Available data:
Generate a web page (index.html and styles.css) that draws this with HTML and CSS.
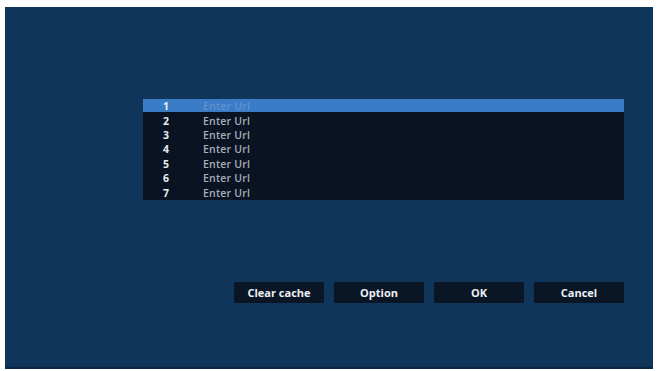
FILE: index.html
```html
<!DOCTYPE html>
<html lang="en">
<head>
    <meta charset="UTF-8">
    <title>Url list</title>
    <link rel="stylesheet" href="styles.css">
</head>
<body>
    <div class="screen">
        <ul class="url-list">
            <li class="selected"><span class="num">1</span><span class="url">Enter Url</span></li>
            <li><span class="num">2</span><span class="url">Enter Url</span></li>
            <li><span class="num">3</span><span class="url">Enter Url</span></li>
            <li><span class="num">4</span><span class="url">Enter Url</span></li>
            <li><span class="num">5</span><span class="url">Enter Url</span></li>
            <li><span class="num">6</span><span class="url">Enter Url</span></li>
            <li><span class="num">7</span><span class="url">Enter Url</span></li>
        </ul>
        <div class="buttons">
            <div class="btn">Clear cache</div>
            <div class="btn">Option</div>
            <div class="btn">OK</div>
            <div class="btn">Cancel</div>
        </div>
    </div>
</body>
</html>
```

FILE: styles.css
```css
* {
    padding: 0;
    margin: 0;
    box-sizing: border-box;
}
body {
    background: #ffffff;
    font-family: "Open Sans", "DejaVu Sans", sans-serif;
}
.screen {
    margin: 7px 4px 0 5px;
    height: 362px;
    background: #10355a;
    border-bottom: 2px solid #0b2743;
    padding: 92px 29px 0 138px;
    display: flex;
    flex-direction: column;
}
.url-list {
    list-style-type: none;
    height: 101px;
    background: #0a1322;
}
.url-list li {
    display: flex;
    align-items: center;
    height: 14.4px;
    font-size: 10.5px;
    font-weight: 600;
}
.url-list li.selected {
    background: #3b7cc6;
    height: 13px;
    margin-bottom: 1.4px;
}
.num {
    width: 46px;
    text-align: center;
    color: #e8ecf2;
    font-weight: 700;
}
.url {
    padding-left: 14px;
    color: #a7adb6;
    letter-spacing: 0.2px;
}
.selected .url {
    color: #5f92d0;
}
.buttons {
    display: flex;
    justify-content: flex-end;
    gap: 10px;
    margin-top: 82px;
}
.btn {
    width: 90px;
    height: 21px;
    line-height: 21px;
    background: #0a1526;
    color: #eef1f5;
    text-align: center;
    font-size: 11px;
    font-weight: 700;
    border-radius: 1px;
}
```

Problem details: Reproduce every line exactly and omit all pictures.

Task solution:
Generate a web page (index.html and styles.css) that draws this with HTML and CSS.
FILE: index.html
```html
<!DOCTYPE html>
<html lang="en">
<head>
    <meta charset="UTF-8">
    <title>Url list</title>
    <link rel="stylesheet" href="styles.css">
</head>
<body>
    <div class="screen">
        <ul class="url-list">
            <li class="selected"><span class="num">1</span><span class="url">Enter Url</span></li>
            <li><span class="num">2</span><span class="url">Enter Url</span></li>
            <li><span class="num">3</span><span class="url">Enter Url</span></li>
            <li><span class="num">4</span><span class="url">Enter Url</span></li>
            <li><span class="num">5</span><span class="url">Enter Url</span></li>
            <li><span class="num">6</span><span class="url">Enter Url</span></li>
            <li><span class="num">7</span><span class="url">Enter Url</span></li>
        </ul>
        <div class="buttons">
            <div class="btn">Clear cache</div>
            <div class="btn">Option</div>
            <div class="btn">OK</div>
            <div class="btn">Cancel</div>
        </div>
    </div>
</body>
</html>
```

FILE: styles.css
```css
* {
    padding: 0;
    margin: 0;
    box-sizing: border-box;
}
body {
    background: #ffffff;
    font-family: "Open Sans", "DejaVu Sans", sans-serif;
}
.screen {
    margin: 7px 4px 0 5px;
    height: 362px;
    background: #10355a;
    border-bottom: 2px solid #0b2743;
    padding: 92px 29px 0 138px;
    display: flex;
    flex-direction: column;
}
.url-list {
    list-style-type: none;
    height: 101px;
    background: #0a1322;
}
.url-list li {
    display: flex;
    align-items: center;
    height: 14.4px;
    font-size: 10.5px;
    font-weight: 600;
}
.url-list li.selected {
    background: #3b7cc6;
    height: 13px;
    margin-bottom: 1.4px;
}
.num {
    width: 46px;
    text-align: center;
    color: #e8ecf2;
    font-weight: 700;
}
.url {
    padding-left: 14px;
    color: #a7adb6;
    letter-spacing: 0.2px;
}
.selected .url {
    color: #5f92d0;
}
.buttons {
    display: flex;
    justify-content: flex-end;
    gap: 10px;
    margin-top: 82px;
}
.btn {
    width: 90px;
    height: 21px;
    line-height: 21px;
    background: #0a1526;
    color: #eef1f5;
    text-align: center;
    font-size: 11px;
    font-weight: 700;
    border-radius: 1px;
}
```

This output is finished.